SHORT EXERCISE -
Lines holding the string "components" are the ones to copy; find them all in the data.

──────── DATASET SECTION

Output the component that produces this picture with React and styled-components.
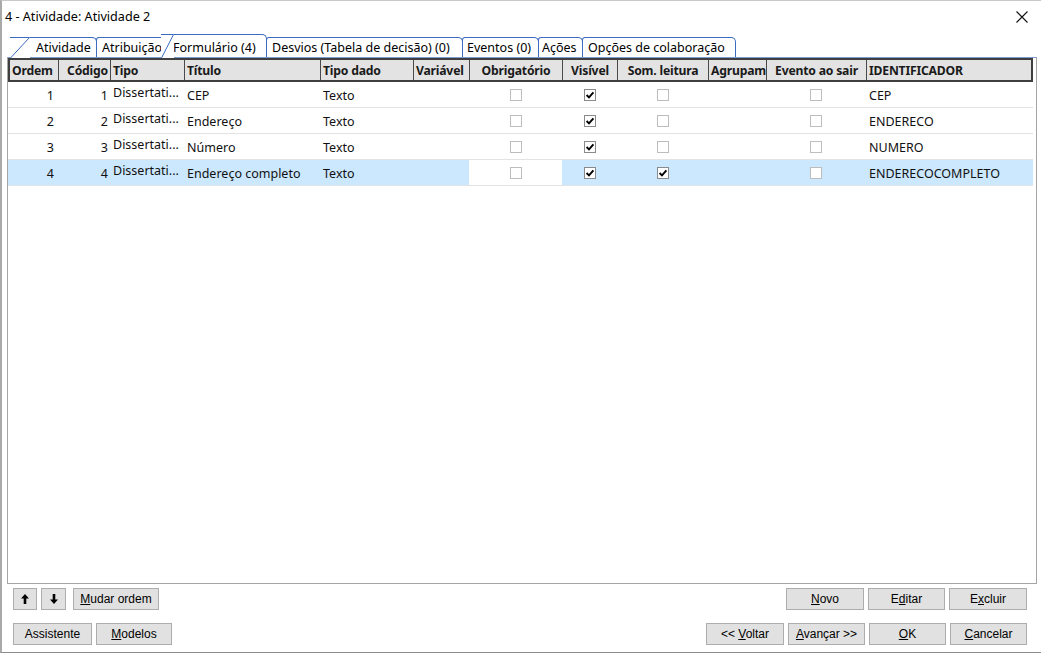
import React from "react";
import styled, { createGlobalStyle } from "styled-components";

const GlobalStyle = createGlobalStyle`
  html, body { margin: 0; padding: 0; background: #ffffff; }
  body { font-family: "Noto Sans", "Open Sans", sans-serif; }
  * { box-sizing: border-box; }
`;

const UI_FONT = `"Noto Sans", "Open Sans", sans-serif`;
const BTN_FONT = `"Liberation Sans", Arial, sans-serif`;

const Window = styled.div`
  width: 1041px;
  height: 653px;
  border-left: 2px solid #a9a9a9;
  border-bottom: 1px solid #8c8c8c;
  border-top: 1px solid #c8c8c8;
  background: #fff;
  display: flex;
  flex-direction: column;
  overflow: hidden;
`;

const TitleBar = styled.div`
  height: 33px;
  display: flex;
  align-items: center;
  justify-content: space-between;
  padding: 0 12px 2px 3px;
  font-family: ${UI_FONT};
  font-size: 12.6px;
  color: #000;
`;

const CloseBtn = styled.div`
  width: 14px;
  height: 14px;
  display: flex;
  align-items: center;
  justify-content: center;
`;

const TabStrip = styled.div`
  height: 23px;
  display: flex;
  align-items: flex-end;
  padding-left: 8px;
`;

const Tab = styled.div`
  position: relative;
  flex: none;
  width: ${(p) => p.$w}px;
  height: ${(p) => (p.$active ? 23 : 20)}px;
  margin-left: ${(p) => p.$ml || 0}px;
  padding-left: ${(p) => p.$pl || 5}px;
  padding-top: ${(p) => (p.$active ? 3 : 0)}px;
  z-index: ${(p) => (p.$active ? 2 : 1)};
  background: #fff;
  border-top: 1px solid #3b6cc2;
  border-right: 1px solid #3b6cc2;
  border-left: ${(p) => (p.$slant ? "none" : "1px solid #3b6cc2")};
  border-radius: ${(p) => (p.$slant ? "0 5px 0 0" : "3px 5px 0 0")};
  display: flex;
  align-items: center;
  font-family: ${UI_FONT};
  font-size: 12.5px;
  color: #000;
  white-space: nowrap;
  overflow: visible;
`;

const TabClip = styled.span`
  overflow: hidden;
  display: block;
  line-height: 19px;
`;

const SlantEdge = styled.svg`
  position: absolute;
  left: 0;
  top: -1px;
`;

const Panel = styled.div`
  flex: 1;
  margin: 0 4px 0 5px;
  border: 1px solid #a5a5a5;
  border-top: 1px solid #7c9cd0;
  display: flex;
  flex-direction: column;
  background: #fff;
  min-height: 0;
`;

const HeaderRow = styled.div`
  display: grid;
  grid-template-columns: 48px 52px 74px 136px 93px 56px 93px 55px 91px 58px 100px 165px;
  width: 1025px;
  height: 24px;
  border: 2px solid #3f3f3f;
  background: #e3e3e3;
`;

const HeaderCell = styled.div`
  border-left: ${(p) => (p.$first ? "none" : "1px solid #4a4a4a")};
  font-family: ${UI_FONT};
  font-weight: 700;
  font-size: 12.2px;
  color: #1a1a1a;
  display: flex;
  align-items: center;
  justify-content: ${(p) =>
    p.$align === "right" ? "flex-end" : p.$align === "center" ? "center" : "flex-start"};
  padding: 0 2px 0 2px;
  white-space: nowrap;
  overflow: hidden;
  letter-spacing: -0.2px;
`;

const Row = styled.div`
  display: grid;
  grid-template-columns: 50px 52px 74px 136px 93px 56px 93px 55px 91px 58px 100px 167px;
  width: 1025px;
  height: 26px;
  border-bottom: 1px solid #e3e3e3;
  background: ${(p) => (p.$selected ? "#cce8ff" : "#fff")};
`;

const Cell = styled.div`
  display: flex;
  align-items: ${(p) => (p.$top ? "flex-start" : "center")};
  padding-top: ${(p) => (p.$top ? 2 : 1)}px;
  justify-content: ${(p) =>
    p.$align === "right" ? "flex-end" : p.$align === "center" ? "center" : "flex-start"};
  padding-left: ${(p) => (p.$align === "left" ? 3 : 0)}px;
  padding-right: ${(p) => (p.$align === "right" ? 2 : 0)}px;
  font-family: ${UI_FONT};
  font-size: 12.5px;
  color: #111;
  white-space: nowrap;
  overflow: hidden;
  background: ${(p) => (p.$white ? "#fff" : "transparent")};
`;

const Box = styled.div`
  width: 12px;
  height: 12px;
  border: 1px solid ${(p) => (p.$checked ? "#8a8a8a" : "#bdbdbd")};
  background: #fff;
  display: flex;
  align-items: center;
  justify-content: center;
`;

const Footer = styled.div`
  display: flex;
  flex-direction: column;
  padding: 4px 14px 7px 11px;
  gap: 13px;
`;

const ButtonRow = styled.div`
  display: flex;
  align-items: center;
  justify-content: space-between;
`;

const Group = styled.div`
  display: flex;
  gap: ${(p) => p.$gap || 4}px;
`;

const Button = styled.button`
  width: ${(p) => p.$w}px;
  height: 22px;
  margin-left: ${(p) => p.$ml || 0}px;
  background: #e1e1e1;
  border: 1px solid #adadad;
  border-radius: 0;
  padding: 0;
  font-family: ${BTN_FONT};
  font-size: 12px;
  color: #000;
  display: flex;
  align-items: center;
  justify-content: center;
  u { text-decoration: underline; text-underline-offset: 1px; }
`;

const Check = ({ checked }) => (
  <Box $checked={checked}>
    {checked && (
      <svg width="10" height="10" viewBox="0 0 10 10">
        <path d="M1.6 5 L4 7.4 L8.4 2.4" fill="none" stroke="#000" strokeWidth="1.9" />
      </svg>
    )}
  </Box>
);

const Arrow = ({ down }) => (
  <svg width="8" height="10" viewBox="0 0 8 10" style={{ transform: down ? "rotate(180deg)" : "none" }}>
    <path d="M4 0 L8 4.5 L5.3 4.5 L5.3 10 L2.7 10 L2.7 4.5 L0 4.5 Z" fill="#000" />
  </svg>
);

const columns = [
  { label: "Ordem", h: "left" },
  { label: "Código", h: "right" },
  { label: "Tipo", h: "left" },
  { label: "Título", h: "left" },
  { label: "Tipo dado", h: "left" },
  { label: "Variável", h: "left" },
  { label: "Obrigatório", h: "center" },
  { label: "Visível", h: "center" },
  { label: "Som. leitura", h: "center" },
  { label: "Agrupamento", h: "left" },
  { label: "Evento ao sair", h: "center" },
  { label: "IDENTIFICADOR", h: "left" },
];

const rows = [
  { n: 1, titulo: "CEP", id: "CEP", som: false },
  { n: 2, titulo: "Endereço", id: "ENDERECO", som: false },
  { n: 3, titulo: "Número", id: "NUMERO", som: false },
  { n: 4, titulo: "Endereço completo", id: "ENDERECOCOMPLETO", som: true, selected: true },
];

const tabs = [
  { label: "Atividade", w: 87, pl: 26, slant: 19 },
  { label: "Atribuição", w: 72, pl: 5, ml: -1, clip: 62 },
  { label: "Formulário (4)", w: 106, pl: 12, ml: -7, slant: 12, active: true },
  { label: "Desvios (Tabela de decisão) (0)", w: 197, pl: 5, ml: -1 },
  { label: "Eventos (0)", w: 77, pl: 4, ml: -1 },
  { label: "Ações", w: 45, pl: 3, ml: -1 },
  { label: "Opções de colaboração", w: 154, pl: 5, ml: -1 },
];

export default function App() {
  return (
    <>
      <GlobalStyle />
      <Window>
        <TitleBar>
          <span>4 - Atividade: Atividade 2</span>
          <CloseBtn>
            <svg width="12" height="12" viewBox="0 0 12 12">
              <path d="M0.5 0.5 L11.5 11.5 M11.5 0.5 L0.5 11.5" stroke="#111" strokeWidth="1.1" />
            </svg>
          </CloseBtn>
        </TitleBar>
        <TabStrip>
          {tabs.map((t) => (
            <Tab key={t.label} $w={t.w} $pl={t.pl} $ml={t.ml} $slant={t.slant} $active={t.active}>
              {t.slant && (
                <SlantEdge width={t.slant + 1} height={t.active ? 24 : 21}>
                  <polygon
                    points={`0,${t.active ? 24 : 21} ${t.slant + 1},0 ${t.slant + 1},${t.active ? 24 : 21}`}
                    fill="#fff"
                  />
                  <line
                    x1="0.5"
                    y1={t.active ? 24 : 21}
                    x2={t.slant + 0.5}
                    y2="0.5"
                    stroke="#3b6cc2"
                    strokeWidth="1"
                  />
                </SlantEdge>
              )}
              <TabClip style={t.clip ? { width: t.clip } : undefined}>{t.label}</TabClip>
            </Tab>
          ))}
        </TabStrip>
        <Panel>
          <HeaderRow>
            {columns.map((c, i) => (
              <HeaderCell key={c.label} $first={i === 0} $align={c.h}>
                {c.label}
              </HeaderCell>
            ))}
          </HeaderRow>
          {rows.map((r) => (
            <Row key={r.n} $selected={r.selected}>
              <Cell $align="right" style={{ paddingRight: 4 }}>{r.n}</Cell>
              <Cell $align="right">{r.n}</Cell>
              <Cell $align="left" $top>Dissertati...</Cell>
              <Cell $align="left">{r.titulo}</Cell>
              <Cell $align="left">Texto</Cell>
              <Cell $align="left" />
              <Cell $align="center" $white={r.selected}>
                <Check checked={false} />
              </Cell>
              <Cell $align="center">
                <Check checked />
              </Cell>
              <Cell $align="center">
                <Check checked={r.som} />
              </Cell>
              <Cell $align="left" />
              <Cell $align="center">
                <Check checked={false} />
              </Cell>
              <Cell $align="left">{r.id}</Cell>
            </Row>
          ))}
        </Panel>
        <Footer>
          <ButtonRow>
            <Group $gap={4}>
              <Button $w={24}>
                <Arrow />
              </Button>
              <Button $w={25}>
                <Arrow down />
              </Button>
              <Button $w={86} $ml={3}>
                <span>
                  <u>M</u>udar ordem
                </span>
              </Button>
            </Group>
            <Group $gap={4}>
              <Button $w={78}>
                <span>
                  <u>N</u>ovo
                </span>
              </Button>
              <Button $w={77}>
                <span>
                  E<u>d</u>itar
                </span>
              </Button>
              <Button $w={78}>
                <span>
                  E<u>x</u>cluir
                </span>
              </Button>
            </Group>
          </ButtonRow>
          <ButtonRow>
            <Group $gap={4}>
              <Button $w={79}>Assistente</Button>
              <Button $w={76}>
                <span>
                  <u>M</u>odelos
                </span>
              </Button>
            </Group>
            <Group $gap={4}>
              <Button $w={78}>
                <span>
                  &lt;&lt; <u>V</u>oltar
                </span>
              </Button>
              <Button $w={77}>
                <span>
                  <u>A</u>vançar &gt;&gt;
                </span>
              </Button>
              <Button $w={77}>
                <span>
                  <u>O</u>K
                </span>
              </Button>
              <Button $w={77}>
                <span>
                  <u>C</u>ancelar
                </span>
              </Button>
            </Group>
          </ButtonRow>
        </Footer>
      </Window>
    </>
  );
}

────────────────

RESPONSE TO THE TASK -
Output the component that produces this picture with React and styled-components.
import styled, { createGlobalStyle } from "styled-components";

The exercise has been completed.